So many jewels in Vienna – and plates

Things I learned today: First, that it is possible to put put so many precious stones and pearls on an object that it ends up looking cheap. Second, that no matter how many plates you own, you can still be sad.

Lots of jewels.

The Spanish relatives flew in last night to meet us. Now I know that it’s just ridiculous superstition, but they do seem to leave a trail of damage in their wake that makes Ana being a doctor very useful. In this case Callum fell on the stairs in the apartment and has a nice range of cuts and bruises to show for it.

Viennese supermarker sauerkraut.

This morning we set out to see some of the highlights of Vienna. The Treasury was pretty amazing and pretty depressing in equal measure. On the one hand there were crowns and robes that were hundreds of years old – some dated back to the year 800 and that was stunning.
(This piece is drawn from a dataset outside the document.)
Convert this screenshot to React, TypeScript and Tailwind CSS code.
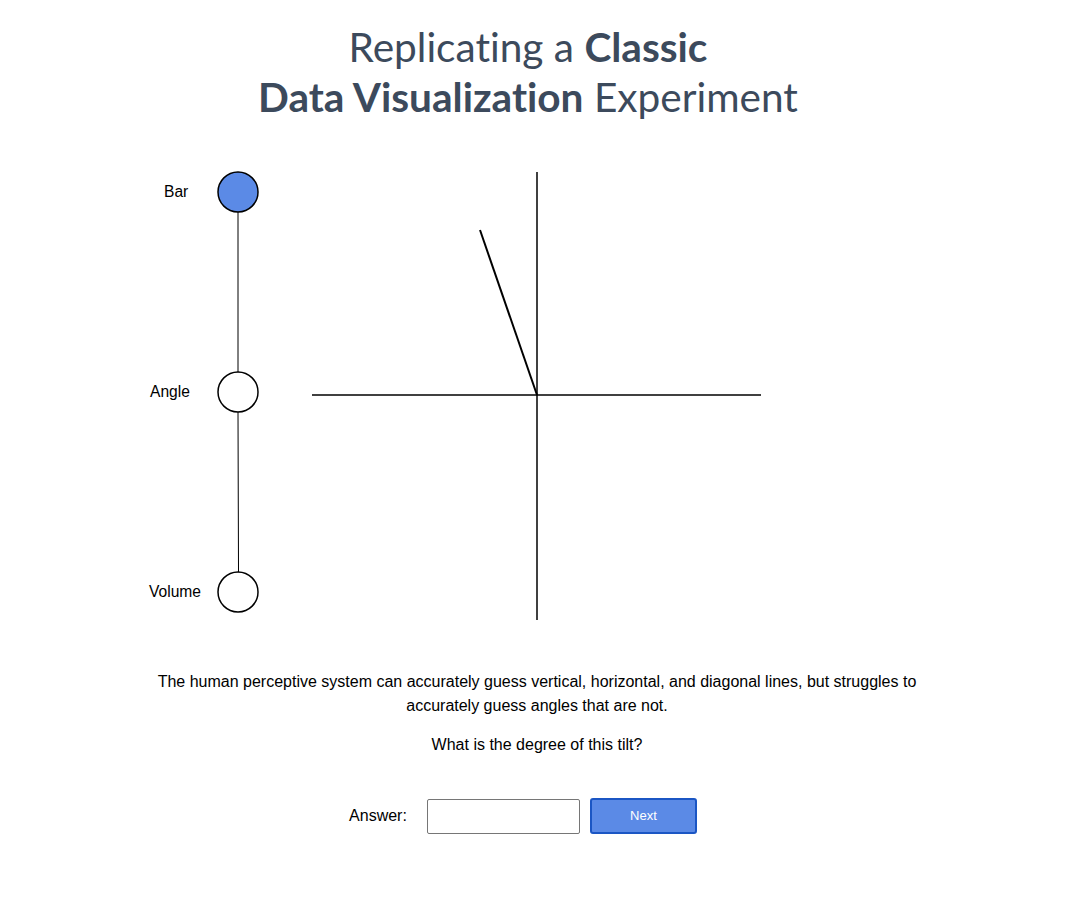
const Slider = () => {
  const stops = [
    { label: "Bar", x: 164, y: 192, active: true },
    { label: "Angle", x: 150, y: 392, active: false },
    { label: "Volume", x: 149, y: 592, active: false },
  ];
  return (
    <g>
      <line x1={238} y1={212} x2={238} y2={372} stroke="black" strokeWidth={1} />
      <line x1={238} y1={412} x2={238.5} y2={572} stroke="black" strokeWidth={1} />
      {stops.map((s) => (
        <g key={s.label}>
          <text
            x={s.x}
            y={s.y + 5}
            fontSize={15.6}
            fontFamily="'Liberation Sans', Arial, sans-serif"
            fill="black"
          >
            {s.label}
          </text>
          <circle
            cx={238}
            cy={s.y}
            r={20}
            fill={s.active ? "#5b8ae6" : "white"}
            stroke="black"
            strokeWidth={1.5}
          />
        </g>
      ))}
    </g>
  );
};

const AngleChart = () => (
  <g stroke="black">
    <line x1={537} y1={172} x2={537} y2={620} strokeWidth={1.5} />
    <line x1={312} y1={395} x2={761} y2={395} strokeWidth={1.5} />
    <line x1={537} y1={395} x2={480} y2={230} strokeWidth={2} />
  </g>
);

export default function App() {
  return (
    <div className="flex min-h-screen w-full flex-col items-center bg-white font-['Liberation_Sans',Arial,sans-serif] text-black">
      <h1 className="mt-[22px] pr-[18px] text-center font-['Lato',sans-serif] text-[40.6px] leading-[50px] text-[#3c4a5c] [font-variant-ligatures:none]">
        Replicating a <b className="font-bold">Classic</b>
        <br />
        <b className="font-bold">Data Visualization</b> Experiment
      </h1>

      <svg width={1074} height={480} viewBox="0 150 1074 480" className="mt-[28px] block">
        <Slider />
        <AngleChart />
      </svg>

      <p className="mt-[40px] w-[800px] text-center text-[16px] leading-[24px]">
        The human perceptive system can accurately guess vertical, horizontal, and diagonal lines, but struggles to
        accurately guess angles that are not.
      </p>
      <p className="mt-[15px] text-center text-[16px] leading-[24px]">What is the degree of this tilt?</p>

      <div className="mr-[28px] mt-[41px] flex items-center">
        <label className="text-[16px]">Answer:</label>
        <input
          type="text"
          className="ml-[20px] h-[35px] w-[153px] rounded-[2px] border border-[#767676] bg-white px-2 outline-none"
        />
        <button className="ml-[10px] h-[36px] w-[107px] rounded-[3px] border-2 border-[#1b56c4] bg-[#5b8ae6] text-[13px] text-white">
          Next
        </button>
      </div>
    </div>
  );
}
But on the other hand there were objects so encrusted with jewels that they ended up looking like tourist tat. And then there was the question: How much suffering did the obscenely expensive crosses and alter-pieces represent?

We also went to see the apartments of the Empress Elizabeth, or Sissi as she was known. She was much like the Princess Dianna of her day. She was famous and, by her own lights, very sad in spite of living enclosed in luxury. The first part of the museum is just case after case of table-settings, and plates ,and silver-ware: it’s hard, or impossible, to contemplate any use for that many plates.

Along the way we had cakes in cafes and did some shopping in the local supermarket. Supermarkets always give a taste of life in a place – in this case that you can buy sauerkraut by the scoop out of a barrel.

This evening Jennifer and Declan have popped across the road to see the Magic Flute at the Opera House. The rest of us had stir-fry and played with the girls.